Wolves in the Lake District get everyone’s pheromones going

A review of The Wolf Border finds Sarah Hall’s wolves far sexier than her humans

28 March 2015

9:00 AM

28 March 2015

9:00 AM

The Wolf Border Sarah Hall

Faber, pp.448, £17.99

Locate. Stalk. Encounter. Rush. Chase. The pace of Sarah Hall’s fifth novel follows the five stages of a wolf hunt as she imagines a pack of apex predators restored to the British countryside: the thrill of lean, grey flanks streaking through the bracken sending vital adrenalin coursing through an ecosystem grown sluggish.

Her fiction is clearly based on the plans of Paul Lister, the heir to the MFI fortune who’s been assembling an ancient wilderness on his 23,000-acre Alladale estate in north eastern Scotland. The deciduous trees, elk and wild boar have already been slotted into place and in 2013 he announced he was conducting feasibility studies for the reintroduction of bears and wolves.
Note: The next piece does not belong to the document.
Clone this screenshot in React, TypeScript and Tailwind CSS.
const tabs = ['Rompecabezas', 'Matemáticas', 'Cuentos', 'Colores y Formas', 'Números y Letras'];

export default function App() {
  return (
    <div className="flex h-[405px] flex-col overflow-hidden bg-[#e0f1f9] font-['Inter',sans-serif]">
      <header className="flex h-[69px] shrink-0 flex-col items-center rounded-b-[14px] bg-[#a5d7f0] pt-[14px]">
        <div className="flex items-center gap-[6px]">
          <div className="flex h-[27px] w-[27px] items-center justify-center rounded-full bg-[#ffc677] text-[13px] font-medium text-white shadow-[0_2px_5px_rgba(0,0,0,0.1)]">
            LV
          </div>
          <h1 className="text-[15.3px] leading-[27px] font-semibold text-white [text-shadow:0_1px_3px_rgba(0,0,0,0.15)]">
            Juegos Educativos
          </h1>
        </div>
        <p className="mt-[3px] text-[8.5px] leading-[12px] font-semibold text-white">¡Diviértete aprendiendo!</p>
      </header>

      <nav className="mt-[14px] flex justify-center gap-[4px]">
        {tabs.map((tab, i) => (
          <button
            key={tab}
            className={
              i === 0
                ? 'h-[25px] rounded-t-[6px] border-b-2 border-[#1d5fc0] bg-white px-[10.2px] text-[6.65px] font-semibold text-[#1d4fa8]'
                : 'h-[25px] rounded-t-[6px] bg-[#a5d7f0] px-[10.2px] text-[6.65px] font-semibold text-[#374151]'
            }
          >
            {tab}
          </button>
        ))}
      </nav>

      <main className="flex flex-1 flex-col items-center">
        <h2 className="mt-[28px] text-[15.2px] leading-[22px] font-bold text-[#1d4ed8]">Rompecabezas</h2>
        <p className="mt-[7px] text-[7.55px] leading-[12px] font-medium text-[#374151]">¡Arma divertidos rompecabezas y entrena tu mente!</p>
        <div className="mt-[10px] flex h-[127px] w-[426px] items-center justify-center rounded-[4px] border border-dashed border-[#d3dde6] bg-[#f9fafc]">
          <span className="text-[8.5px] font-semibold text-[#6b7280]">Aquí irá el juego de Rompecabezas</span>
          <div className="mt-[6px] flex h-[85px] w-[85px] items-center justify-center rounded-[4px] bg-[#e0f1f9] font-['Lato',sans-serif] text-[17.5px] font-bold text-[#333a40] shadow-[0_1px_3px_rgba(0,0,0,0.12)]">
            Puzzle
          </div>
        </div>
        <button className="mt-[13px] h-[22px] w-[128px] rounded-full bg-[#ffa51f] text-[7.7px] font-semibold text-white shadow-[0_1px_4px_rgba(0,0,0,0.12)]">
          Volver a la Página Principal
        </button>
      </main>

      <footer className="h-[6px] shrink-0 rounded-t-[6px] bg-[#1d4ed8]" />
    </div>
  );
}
Regularly pictured striding through what critics call his ‘Jurassic Park’, the man once estimated to be the 20th richest person in Britain says all he wants to do is ‘build the pyramid that humans have managed to break — the pyramid of life, of evolution, of man not being at the top of the heap’.
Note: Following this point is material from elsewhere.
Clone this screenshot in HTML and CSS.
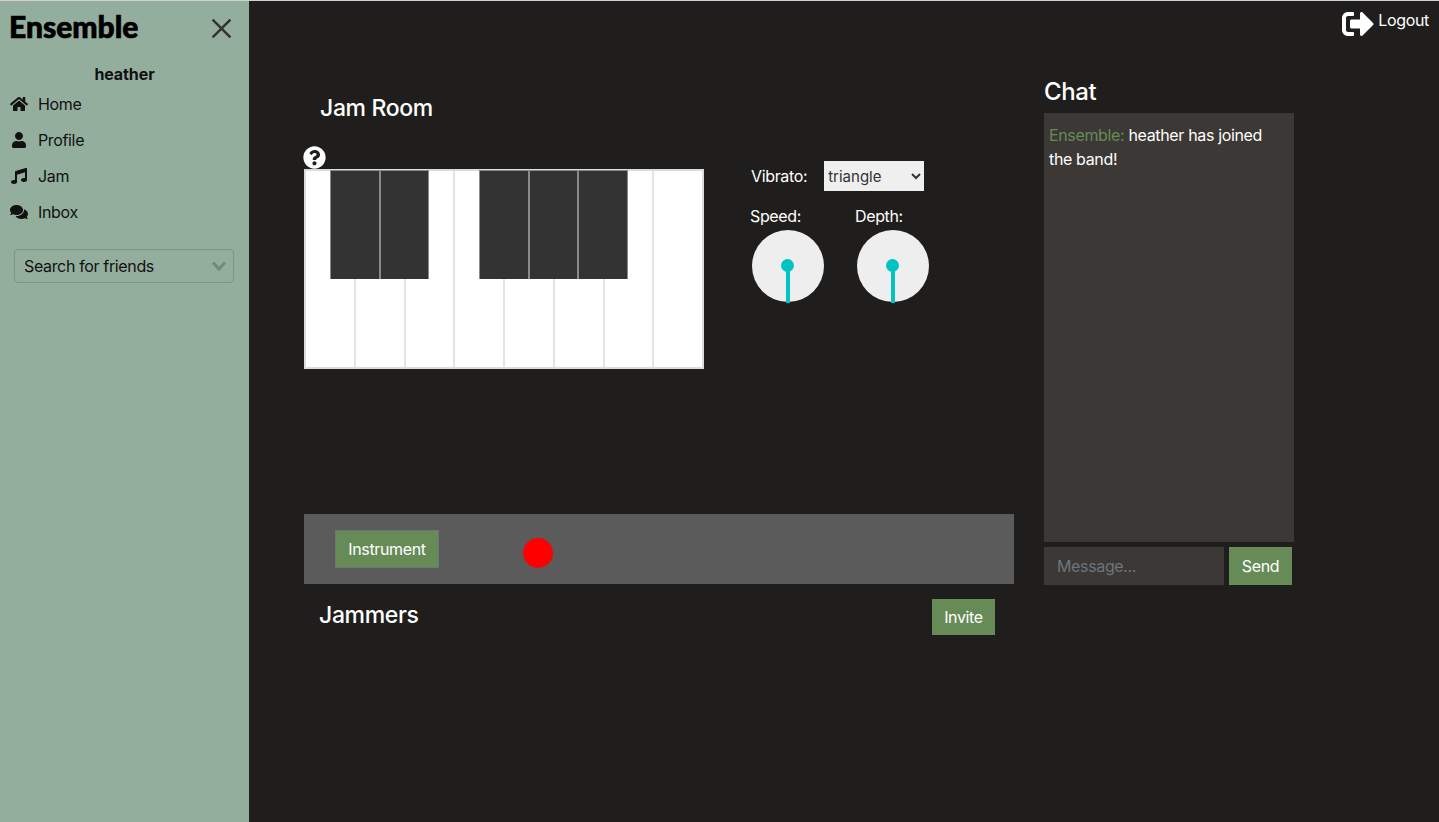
FILE: index.html
```html
<!DOCTYPE html>
<html lang="en">
<head>
    <meta charset="UTF-8">
    <meta name="viewport" content="width=device-width, initial-scale=1.0">
    <title>Ensemble</title>
    <link rel="stylesheet" href="styles.css">
</head>
<body>
    <aside class="sidebar">
        <div class="brand">
            <span class="logo">Ensemble</span>
            <svg class="close-icon" viewBox="0 0 20 20"><path d="M1.5 1.5l17 17M18.5 1.5l-17 17"/></svg>
        </div>
        <div class="username">heather</div>
        <nav class="nav">
            <a class="nav-item" href="#">
                <svg class="nav-icon" viewBox="0 0 576 512"><path d="M280.37 148.26L96 300.11V464a16 16 0 0 0 16 16l112.06-.29a16 16 0 0 0 15.92-16V368a16 16 0 0 1 16-16h64a16 16 0 0 1 16 16v95.64a16 16 0 0 0 16 16.05L464 480a16 16 0 0 0 16-16V300L295.67 148.26a12.19 12.19 0 0 0-15.3 0zM571.6 251.47L488 182.56V44.05a12 12 0 0 0-12-12h-56a12 12 0 0 0-12 12v72.61L318.47 43a48 48 0 0 0-61 0L4.34 251.47a12 12 0 0 0-1.6 16.9l25.5 31A12 12 0 0 0 45.15 301l235.22-193.74a12.19 12.19 0 0 1 15.3 0L530.9 301a12 12 0 0 0 16.9-1.6l25.5-31a12 12 0 0 0-1.7-16.93z"/></svg>
                Home
            </a>
            <a class="nav-item" href="#">
                <svg class="nav-icon" viewBox="0 0 448 512"><path d="M224 256c70.7 0 128-57.3 128-128S294.7 0 224 0 96 57.3 96 128s57.3 128 128 128zm89.6 32h-16.7c-22.2 10.2-46.9 16-72.9 16s-50.6-5.8-72.9-16h-16.7C60.2 288 0 348.2 0 422.4V464c0 26.5 21.5 48 48 48h352c26.5 0 48-21.5 48-48v-41.6c0-74.2-60.2-134.4-134.4-134.4z"/></svg>
                Profile
            </a>
            <a class="nav-item" href="#">
                <svg class="nav-icon" viewBox="0 0 512 512"><path d="M470.38 1.51L150.41 96A32 32 0 0 0 128 126.51v261.41A139 139 0 0 0 96 384c-53 0-96 28.66-96 64s43 64 96 64 96-28.66 96-64V214.32l256-75v184.61a138.4 138.4 0 0 0-32-3.93c-53 0-96 28.66-96 64s43 64 96 64 96-28.65 96-64V32a32 32 0 0 0-41.62-30.49z"/></svg>
                Jam
            </a>
            <a class="nav-item" href="#">
                <svg class="nav-icon" viewBox="0 0 576 512"><path d="M416 192c0-88.4-93.1-160-208-160S0 103.6 0 192c0 34.3 14.1 65.9 38 92-13.4 30.2-35.5 54.2-35.8 54.5-2.2 2.3-2.8 5.7-1.5 8.7S4.8 352 8 352c36.6 0 66.9-12.3 88.7-25 32.2 15.7 70.3 25 111.3 25 114.9 0 208-71.6 208-160zm122 220c23.9-26 38-57.7 38-92 0-66.9-53.5-124.2-129.3-148.1.9 6.6 1.3 13.3 1.3 20.1 0 105.9-107.7 192-240 192-10.8 0-21.3-.8-31.7-1.9C207.8 439.6 281.8 480 368 480c41 0 79.1-9.2 111.3-25 21.8 12.7 52.1 25 88.7 25 3.2 0 6.1-1.9 7.3-4.8 1.3-2.9.7-6.3-1.5-8.7-.3-.3-22.4-24.2-35.8-54.5z"/></svg>
                Inbox
            </a>
        </nav>
        <div class="friend-search">
            <span>Search for friends</span>
            <svg class="chevron" viewBox="0 0 16 12"><path d="M2 2.5l6 6.5 6-6.5"/></svg>
        </div>
    </aside>

    <main class="main">
        <header class="topbar">
            <a class="logout" href="#">
                <svg class="logout-icon" viewBox="0 0 512 512"><path d="M497 273L329 441c-15 15-41 4.5-41-17v-96H152c-13.3 0-24-10.7-24-24v-96c0-13.3 10.7-24 24-24h136V88c0-21.4 25.9-32 41-17l168 168c9.3 9.4 9.3 24.6 0 34zM192 436v-40c0-6.6-5.4-12-12-12H96c-17.7 0-32-14.3-32-32V160c0-17.7 14.3-32 32-32h84c6.6 0 12-5.4 12-12V76c0-6.6-5.4-12-12-12H96c-53 0-96 43-96 96v192c0 53 43 96 96 96h84c6.6 0 12-5.4 12-12z"/></svg>
                <span>Logout</span>
            </a>
        </header>

        <div class="content">
            <section class="jam">
                <h2 class="jam-title">Jam Room</h2>
                <div class="instrument-area">
                    <div class="piano-wrap">
                        <svg class="help-icon" viewBox="0 0 512 512"><circle cx="256" cy="256" r="200" fill="#1f1e1c"/><path fill="#fff" d="M504 256c0 136.997-111.043 248-248 248S8 392.997 8 256C8 119.083 119.043 8 256 8s248 111.083 248 248zM262.655 90c-54.497 0-89.255 22.957-116.549 63.758-3.536 5.286-2.353 12.415 2.715 16.258l34.699 26.31c5.205 3.947 12.621 3.008 16.665-2.122 17.864-22.658 30.113-35.797 57.303-35.797 20.429 0 45.698 13.148 45.698 32.958 0 14.976-12.363 22.667-32.534 33.976C247.128 238.528 216 254.941 216 296v4c0 6.627 5.373 12 12 12h56c6.627 0 12-5.373 12-12v-1.333c0-28.462 83.186-29.647 83.186-106.667 0-58.002-60.165-102-116.531-102zM256 338c-25.365 0-46 20.635-46 46 0 25.364 20.635 46 46 46s46-20.636 46-46c0-25.365-20.635-46-46-46z"/></svg>
                        <div class="piano">
                            <div class="white-key"></div>
                            <div class="white-key"></div>
                            <div class="white-key"></div>
                            <div class="white-key"></div>
                            <div class="white-key"></div>
                            <div class="white-key"></div>
                            <div class="white-key"></div>
                            <div class="white-key"></div>
                            <div class="black-keys">
                                <div class="black-group">
                                    <div class="black-key"></div>
                                    <div class="black-key"></div>
                                </div>
                                <div class="black-group">
                                    <div class="black-key"></div>
                                    <div class="black-key"></div>
                                    <div class="black-key"></div>
                                </div>
                            </div>
                        </div>
                    </div>
                    <div class="controls">
                        <div class="vibrato">
                            <label class="control-label">Vibrato:</label>
                            <select class="wave-select">
                                <option>triangle</option>
                                <option>sine</option>
                                <option>square</option>
                                <option>sawtooth</option>
                            </select>
                        </div>
                        <div class="knobs">
                            <div class="knob-box">
                                <div class="control-label">Speed:</div>
                                <div class="knob"><div class="knob-hand"></div></div>
                            </div>
                            <div class="knob-box">
                                <div class="control-label">Depth:</div>
                                <div class="knob"><div class="knob-hand"></div></div>
                            </div>
                        </div>
                    </div>
                </div>
                <div class="record-bar">
                    <button class="btn btn-instrument">Instrument</button>
                    <div class="record-dot"></div>
                </div>
                <div class="jammers">
                    <h2 class="jammers-title">Jammers</h2>
                    <button class="btn btn-invite">Invite</button>
                </div>
            </section>

            <section class="chat">
                <h2 class="chat-title">Chat</h2>
                <div class="chat-log"><span class="chat-bot">Ensemble:</span> heather has joined the band!</div>
                <form class="chat-form">
                    <input class="chat-input" type="text" placeholder="Message...">
                    <button class="btn btn-send" type="button">Send</button>
                </form>
            </section>
        </div>
    </main>
</body>
</html>
```

FILE: styles.css
```css
* {
    box-sizing: border-box;
}

body {
    margin: 0;
    height: 822px;
    display: flex;
    overflow: hidden;
    border-top: 1px solid #cfcfd8;
    background-color: #1f1e1c;
    color: #fff;
    font-family: Inter, "Liberation Sans", sans-serif;
    font-size: 16px;
    letter-spacing: -0.35px;
}

/* sidebar */
.sidebar {
    width: 249px;
    flex-shrink: 0;
    background-color: #94ae9e;
    color: #111;
}

.brand {
    display: flex;
    align-items: center;
    justify-content: space-between;
    height: 50px;
    padding: 0 17px 0 9px;
}

.logo {
    font-family: Lato, sans-serif;
    font-weight: 900;
    font-size: 30px;
    letter-spacing: 0;
    color: #000;
    -webkit-text-stroke: 0.7px #000;
}

.close-icon {
    width: 21px;
    height: 21px;
    margin-top: 4px;
    fill: none;
    stroke: #333;
    stroke-width: 2.4;
}

.username {
    margin-top: 14px;
    text-align: center;
    font-weight: 700;
    letter-spacing: -0.1px;
    line-height: 19px;
}

.nav {
    margin-top: 2px;
}

.nav-item {
    display: flex;
    align-items: center;
    height: 36px;
    padding-left: 10px;
    color: #111;
    text-decoration: none;
}

.nav-icon {
    width: 18px;
    height: 16px;
    margin-right: 10px;
    fill: #111;
}

.friend-search {
    display: flex;
    align-items: center;
    justify-content: space-between;
    height: 34px;
    margin: 19px 15px 0 14px;
    padding: 0 6px 0 9px;
    border: 1px solid #7b9585;
    border-radius: 4px;
}

.chevron {
    width: 16px;
    height: 12px;
    fill: none;
    stroke: #73897b;
    stroke-width: 3;
}

/* main area */
.main {
    flex: 1;
    min-width: 0;
}

.topbar {
    display: flex;
    justify-content: flex-end;
    height: 49px;
    padding: 9px 10px 0 0;
}

.logout {
    display: flex;
    align-items: flex-start;
    height: 30px;
    color: #fff;
    text-decoration: none;
}

.logout-icon {
    width: 32px;
    height: 32px;
    margin: -2px 4px 0 0;
    fill: #fff;
}

.logout span {
    line-height: 20px;
}

.content {
    display: flex;
    gap: 30px;
    padding-left: 55px;
}

.jam {
    width: 710px;
}

.jam-title {
    margin: 44px 0 0 16px;
    font-size: 23px;
    font-weight: 500;
    line-height: 28px;
}

.instrument-area {
    display: flex;
    height: 368px;
    margin-top: 24px;
}

.piano-wrap {
    width: 400px;
}

.help-icon {
    display: block;
    width: 23px;
    height: 23px;
    margin-left: -1px;
}

.piano {
    position: relative;
    display: flex;
    height: 200px;
    border: 2px solid #dcdcdc;
    background: #fff;
}

.white-key {
    flex: 1;
    border-right: 2px solid #e4e4e4;
}

.white-key:nth-child(8) {
    border-right: none;
}

.black-keys {
    position: absolute;
    top: -1px;
    left: 24px;
    display: flex;
    gap: 50px;
}

.black-group {
    display: flex;
}

.black-key {
    width: 49.5px;
    height: 109px;
    background: #333;
    border: 1px solid #8a8a8a;
    border-bottom: none;
}

.controls {
    margin-left: 46px;
    padding-top: 15px;
}

.control-label {
    line-height: 20px;
}

.vibrato {
    display: flex;
    align-items: center;
    height: 30px;
    padding-left: 1px;
}

.wave-select {
    width: 100px;
    height: 30px;
    margin-left: 17px;
    border: none;
    border-radius: 0;
    background-color: #efefef;
    color: #333;
    font-family: Inter, sans-serif;
    font-size: 15px;
}

.knobs {
    display: flex;
    gap: 33px;
    margin-top: 15px;
}

.knob-box {
    width: 72px;
}

.knob {
    position: relative;
    width: 72px;
    height: 72px;
    margin: 4px 0 0 2px;
    border-radius: 50%;
    background: #eee;
}

.knob-hand {
    position: absolute;
    top: 36px;
    left: 33.5px;
    width: 4px;
    height: 37px;
    background: #00c4c4;
}

.knob-hand::before {
    content: "";
    position: absolute;
    top: -7px;
    left: -4.5px;
    width: 13px;
    height: 13px;
    border-radius: 50%;
    background: #00c4c4;
}

.record-bar {
    display: flex;
    align-items: center;
    height: 70px;
    padding: 0 0 0 31px;
    background: #5b5b5b;
}

.btn {
    border: none;
    background: #668b57;
    color: #fff;
    font-family: Inter, sans-serif;
    font-size: 16px;
    letter-spacing: -0.35px;
}

.btn-instrument {
    width: 104px;
    height: 38px;
    border: 1px solid #6c757d;
}

.record-dot {
    width: 30px;
    height: 30px;
    margin: 8px 0 0 84px;
    border-radius: 50%;
    background: #f00;
}

.jammers {
    display: flex;
    justify-content: space-between;
    padding: 15px 19px 0 15px;
}

.jammers-title {
    margin: 0;
    font-size: 23px;
    font-weight: 500;
    line-height: 32px;
}

.btn-invite {
    width: 63px;
    height: 36px;
}

/* chat */
.chat {
    width: 250px;
}

.chat-title {
    margin: 27px 0 0;
    font-size: 24px;
    font-weight: 500;
    line-height: 30px;
}

.chat-log {
    height: 429px;
    margin-top: 6px;
    padding: 10px 5px;
    background: #3c3835;
    line-height: 24px;
}

.chat-bot {
    color: #668b57;
}

.chat-form {
    display: flex;
    gap: 5px;
    margin-top: 5px;
}

.chat-input {
    width: 180px;
    height: 38px;
    padding: 0 13px;
    border: none;
    background: #3c3835;
    color: #fff;
    font-family: Inter, sans-serif;
    font-size: 16px;
    letter-spacing: -0.35px;
}

.chat-input::placeholder {
    color: #6c757d;
}

.btn-send {
    width: 63px;
    height: 38px;
}
```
Sitting beside the fictional Hugh Pennington in his Land Rover as they splash through the rivers of his Cumbrian ‘Annadale’ estate, Hall’s heroine realises that he is a man who has ‘probably played all his life’. An expert on wolves, newly returned from rugged work on an Idaho reservation, Rachel Caine is suspicious of Hugh’s romantic scheme and keenly aware of the absurdity — the injustice — of one man’s ownership of so much land. Yet she’s not immune to his ‘boyish brilliance’. She has modeled the reintroduction of Canis lupus (the Grey Wolf) and shares the dream of forests no longer destroyed by too many dawdling deer. Something of a lone wolf herself, with a detached, predatory attitude to her casual lovers, she takes the kept scientist’s job of managing Hugh’s pet pack because she’s pregnant and needs a safe, comfortable den in which to give birth and reassess her life. She must try to domesticate herself while keeping Pennington’s playthings feral.

Meanwhile, in Hall’s parallel universe, the Scots vote for independence and the top half of our island is released back into the wild. Private land is on the brink of reclamation by the people. Hall’s alert, focused prose generates a sense of building exhilaration as personal, political and physical boundaries break down.

Best known for her 2007 novel The Carhullan Army (a dark, dystopian tale, also set in her native Cumbria), Hall has a knack for eroticising landscape and here charges Pennington’s territory with the scent of ‘upland pheromones’. Her wolves are also far sexier than any of her heroine’s lovers, as they prowl the perimeters. And in the final pages, the scattered ideas and characters that Hall has sent loping through the story suddenly converge like pack members. There’s a rush of plot, then a reminder that real power — both human and animal — operates on ancient instinct: beyond the rules of the herd and border blind.